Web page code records

[start]

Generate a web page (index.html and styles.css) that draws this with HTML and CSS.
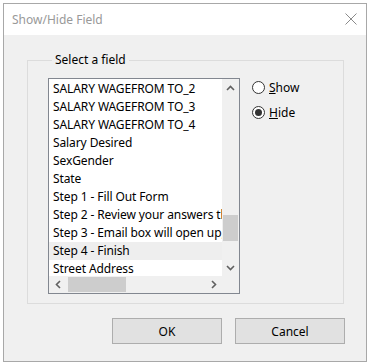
FILE: index.html
```html
<!DOCTYPE html>
<html>
<head>
<meta charset="utf-8">
<link rel="stylesheet" href="styles.css">
</head>
<body>
<div class="window">
  <div class="titlebar">
    <span class="title">Show/Hide Field</span>
    <svg class="close" width="12" height="12" viewBox="0 0 12 12"><path d="M0.5 0.5 L11.5 11.5 M11.5 0.5 L0.5 11.5" stroke="#8a8a8a" stroke-width="1" fill="none"/></svg>
  </div>
  <div class="body">
    <fieldset class="group">
      <legend class="legend">Select a field</legend>
      <div class="group-inner">
        <div class="listbox">
          <div class="list-main">
            <div class="rows">
              <div class="row">SALARY WAGEFROM TO_2</div>
              <div class="row">SALARY WAGEFROM TO_3</div>
              <div class="row">SALARY WAGEFROM TO_4</div>
              <div class="row">Salary Desired</div>
              <div class="row">SexGender</div>
              <div class="row">State</div>
              <div class="row">Step 1 - Fill Out Form</div>
              <div class="row">Step 2 - Review your answers then submit</div>
              <div class="row">Step 3 - Email box will open up, send</div>
              <div class="row sel">Step 4 - Finish</div>
              <div class="row">Street Address</div>
            </div>
            <div class="vscroll">
              <div class="arrow"><svg width="9" height="6" viewBox="0 0 9 6"><path d="M1 5 L4.5 1.5 L8 5" stroke="#606060" stroke-width="1.6" fill="none"/></svg></div>
              <div class="vtrack"><div class="vthumb"></div></div>
              <div class="arrow"><svg width="9" height="6" viewBox="0 0 9 6"><path d="M1 1 L4.5 4.5 L8 1" stroke="#606060" stroke-width="1.6" fill="none"/></svg></div>
            </div>
          </div>
          <div class="list-bottom">
            <div class="hscroll">
              <div class="harrow"><svg width="6" height="9" viewBox="0 0 6 9"><path d="M5 1 L1.5 4.5 L5 8" stroke="#606060" stroke-width="1.6" fill="none"/></svg></div>
              <div class="htrack"><div class="hthumb"></div></div>
              <div class="harrow"><svg width="6" height="9" viewBox="0 0 6 9"><path d="M1 1 L4.5 4.5 L1 8" stroke="#606060" stroke-width="1.6" fill="none"/></svg></div>
            </div>
            <div class="corner"></div>
          </div>
        </div>
        <div class="radios">
          <label class="radio"><span class="circle"></span><span><u>S</u>how</span></label>
          <label class="radio"><span class="circle checked"></span><span><u>H</u>ide</span></label>
        </div>
      </div>
    </fieldset>
    <div class="buttons">
      <div class="btn">OK</div>
      <div class="btn">Cancel</div>
    </div>
  </div>
</div>
</body>
</html>
```

FILE: styles.css
```css
html, body {
  margin: 0;
  padding: 0;
  background: #ffffff;
}
body {
  font-family: "Noto Sans", "Open Sans", sans-serif;
  font-size: 12px;
  color: #000;
}
.window {
  margin: 3px;
  width: 362px;
  height: 357px;
  border: 1px solid #a8a8a8;
  display: flex;
  flex-direction: column;
}
.titlebar {
  height: 31px;
  background: #fff;
  display: flex;
  align-items: center;
  justify-content: space-between;
  padding: 0 9px 0 8px;
}
.title {
  color: #999;
  font-size: 12px;
}
.close {
  display: block;
  margin-top: -1px;
}
.body {
  flex: 1;
  background: #f0f0f0;
  display: flex;
  flex-direction: column;
  padding: 17px 21px 17px 23px;
}
.group {
  margin: 0;
  padding: 0 0 9px 20px;
  border: 1px solid #dcdcdc;
  width: 317px;
  box-sizing: border-box;
  min-inline-size: 0;
}
.legend {
  margin-left: 4px;
  padding: 0 3px 0 3px;
  line-height: 16px;
  color: #000;
}
.group-inner {
  display: flex;
  margin-top: 10px;
}
.listbox {
  width: 190px;
  height: 214px;
  border: 1px solid #828790;
  background: #fff;
  display: flex;
  flex-direction: column;
}
.list-main {
  display: flex;
  height: 197px;
}
.rows {
  flex: 1;
  overflow: hidden;
  padding-top: 1px;
}
.row {
  height: 18px;
  line-height: 18px;
  padding-left: 4px;
  white-space: nowrap;
  overflow: hidden;
  letter-spacing: -0.1px;
}
.row.sel {
  background: #eeeeee;
}
.vscroll {
  width: 17px;
  background: #f0f0f0;
  display: flex;
  flex-direction: column;
}
.arrow {
  height: 17px;
  display: flex;
  align-items: center;
  justify-content: center;
}
.arrow svg, .harrow svg {
  display: block;
}
.vtrack {
  flex: 1;
  display: flex;
  flex-direction: column;
  padding-top: 119px;
}
.vthumb {
  height: 26px;
  margin: 0 1px;
  background: #cdcdcd;
}
.list-bottom {
  display: flex;
  height: 17px;
}
.hscroll {
  flex: 1;
  background: #f0f0f0;
  display: flex;
}
.harrow {
  width: 17px;
  display: flex;
  align-items: center;
  justify-content: center;
}
.htrack {
  flex: 1;
  display: flex;
  padding-left: 2px;
}
.hthumb {
  width: 58px;
  margin: 1px 0;
  background: #cdcdcd;
}
.corner {
  width: 17px;
  background: #f0f0f0;
}
.radios {
  display: flex;
  flex-direction: column;
  gap: 7px;
  margin-left: 12px;
  padding-top: 0;
}
.radio {
  display: flex;
  align-items: center;
  gap: 4px;
  height: 18px;
}
.circle {
  width: 11px;
  height: 11px;
  border: 1px solid #333;
  border-radius: 50%;
  background: #fff;
  display: flex;
  align-items: center;
  justify-content: center;
}
.circle.checked::after {
  content: "";
  width: 7px;
  height: 7px;
  border-radius: 50%;
  background: #333;
}
.buttons {
  display: flex;
  justify-content: flex-end;
  gap: 13px;
  margin-top: 14px;
}
.btn {
  width: 108px;
  height: 24px;
  border: 1px solid #adadad;
  background: #e1e1e1;
  display: flex;
  align-items: center;
  justify-content: center;
}
```
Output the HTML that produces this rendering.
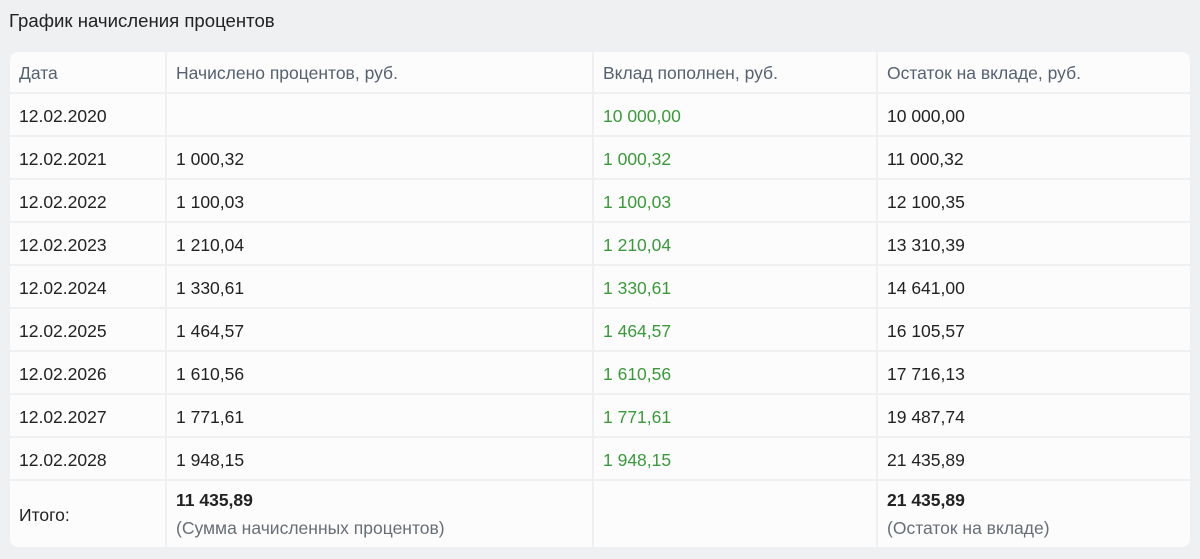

[end]

» **Task statement**
Return the listing above word for word, with the pictures removed.

» **The reply**
Generate a web page (index.html and styles.css) that draws this with HTML and CSS.
FILE: index.html
```html
<!DOCTYPE html>
<html>
<head>
<meta charset="utf-8">
<link rel="stylesheet" href="styles.css">
</head>
<body>
<div class="window">
  <div class="titlebar">
    <span class="title">Show/Hide Field</span>
    <svg class="close" width="12" height="12" viewBox="0 0 12 12"><path d="M0.5 0.5 L11.5 11.5 M11.5 0.5 L0.5 11.5" stroke="#8a8a8a" stroke-width="1" fill="none"/></svg>
  </div>
  <div class="body">
    <fieldset class="group">
      <legend class="legend">Select a field</legend>
      <div class="group-inner">
        <div class="listbox">
          <div class="list-main">
            <div class="rows">
              <div class="row">SALARY WAGEFROM TO_2</div>
              <div class="row">SALARY WAGEFROM TO_3</div>
              <div class="row">SALARY WAGEFROM TO_4</div>
              <div class="row">Salary Desired</div>
              <div class="row">SexGender</div>
              <div class="row">State</div>
              <div class="row">Step 1 - Fill Out Form</div>
              <div class="row">Step 2 - Review your answers then submit</div>
              <div class="row">Step 3 - Email box will open up, send</div>
              <div class="row sel">Step 4 - Finish</div>
              <div class="row">Street Address</div>
            </div>
            <div class="vscroll">
              <div class="arrow"><svg width="9" height="6" viewBox="0 0 9 6"><path d="M1 5 L4.5 1.5 L8 5" stroke="#606060" stroke-width="1.6" fill="none"/></svg></div>
              <div class="vtrack"><div class="vthumb"></div></div>
              <div class="arrow"><svg width="9" height="6" viewBox="0 0 9 6"><path d="M1 1 L4.5 4.5 L8 1" stroke="#606060" stroke-width="1.6" fill="none"/></svg></div>
            </div>
          </div>
          <div class="list-bottom">
            <div class="hscroll">
              <div class="harrow"><svg width="6" height="9" viewBox="0 0 6 9"><path d="M5 1 L1.5 4.5 L5 8" stroke="#606060" stroke-width="1.6" fill="none"/></svg></div>
              <div class="htrack"><div class="hthumb"></div></div>
              <div class="harrow"><svg width="6" height="9" viewBox="0 0 6 9"><path d="M1 1 L4.5 4.5 L1 8" stroke="#606060" stroke-width="1.6" fill="none"/></svg></div>
            </div>
            <div class="corner"></div>
          </div>
        </div>
        <div class="radios">
          <label class="radio"><span class="circle"></span><span><u>S</u>how</span></label>
          <label class="radio"><span class="circle checked"></span><span><u>H</u>ide</span></label>
        </div>
      </div>
    </fieldset>
    <div class="buttons">
      <div class="btn">OK</div>
      <div class="btn">Cancel</div>
    </div>
  </div>
</div>
</body>
</html>
```

FILE: styles.css
```css
html, body {
  margin: 0;
  padding: 0;
  background: #ffffff;
}
body {
  font-family: "Noto Sans", "Open Sans", sans-serif;
  font-size: 12px;
  color: #000;
}
.window {
  margin: 3px;
  width: 362px;
  height: 357px;
  border: 1px solid #a8a8a8;
  display: flex;
  flex-direction: column;
}
.titlebar {
  height: 31px;
  background: #fff;
  display: flex;
  align-items: center;
  justify-content: space-between;
  padding: 0 9px 0 8px;
}
.title {
  color: #999;
  font-size: 12px;
}
.close {
  display: block;
  margin-top: -1px;
}
.body {
  flex: 1;
  background: #f0f0f0;
  display: flex;
  flex-direction: column;
  padding: 17px 21px 17px 23px;
}
.group {
  margin: 0;
  padding: 0 0 9px 20px;
  border: 1px solid #dcdcdc;
  width: 317px;
  box-sizing: border-box;
  min-inline-size: 0;
}
.legend {
  margin-left: 4px;
  padding: 0 3px 0 3px;
  line-height: 16px;
  color: #000;
}
.group-inner {
  display: flex;
  margin-top: 10px;
}
.listbox {
  width: 190px;
  height: 214px;
  border: 1px solid #828790;
  background: #fff;
  display: flex;
  flex-direction: column;
}
.list-main {
  display: flex;
  height: 197px;
}
.rows {
  flex: 1;
  overflow: hidden;
  padding-top: 1px;
}
.row {
  height: 18px;
  line-height: 18px;
  padding-left: 4px;
  white-space: nowrap;
  overflow: hidden;
  letter-spacing: -0.1px;
}
.row.sel {
  background: #eeeeee;
}
.vscroll {
  width: 17px;
  background: #f0f0f0;
  display: flex;
  flex-direction: column;
}
.arrow {
  height: 17px;
  display: flex;
  align-items: center;
  justify-content: center;
}
.arrow svg, .harrow svg {
  display: block;
}
.vtrack {
  flex: 1;
  display: flex;
  flex-direction: column;
  padding-top: 119px;
}
.vthumb {
  height: 26px;
  margin: 0 1px;
  background: #cdcdcd;
}
.list-bottom {
  display: flex;
  height: 17px;
}
.hscroll {
  flex: 1;
  background: #f0f0f0;
  display: flex;
}
.harrow {
  width: 17px;
  display: flex;
  align-items: center;
  justify-content: center;
}
.htrack {
  flex: 1;
  display: flex;
  padding-left: 2px;
}
.hthumb {
  width: 58px;
  margin: 1px 0;
  background: #cdcdcd;
}
.corner {
  width: 17px;
  background: #f0f0f0;
}
.radios {
  display: flex;
  flex-direction: column;
  gap: 7px;
  margin-left: 12px;
  padding-top: 0;
}
.radio {
  display: flex;
  align-items: center;
  gap: 4px;
  height: 18px;
}
.circle {
  width: 11px;
  height: 11px;
  border: 1px solid #333;
  border-radius: 50%;
  background: #fff;
  display: flex;
  align-items: center;
  justify-content: center;
}
.circle.checked::after {
  content: "";
  width: 7px;
  height: 7px;
  border-radius: 50%;
  background: #333;
}
.buttons {
  display: flex;
  justify-content: flex-end;
  gap: 13px;
  margin-top: 14px;
}
.btn {
  width: 108px;
  height: 24px;
  border: 1px solid #adadad;
  background: #e1e1e1;
  display: flex;
  align-items: center;
  justify-content: center;
}
```
Output the HTML that produces this rendering.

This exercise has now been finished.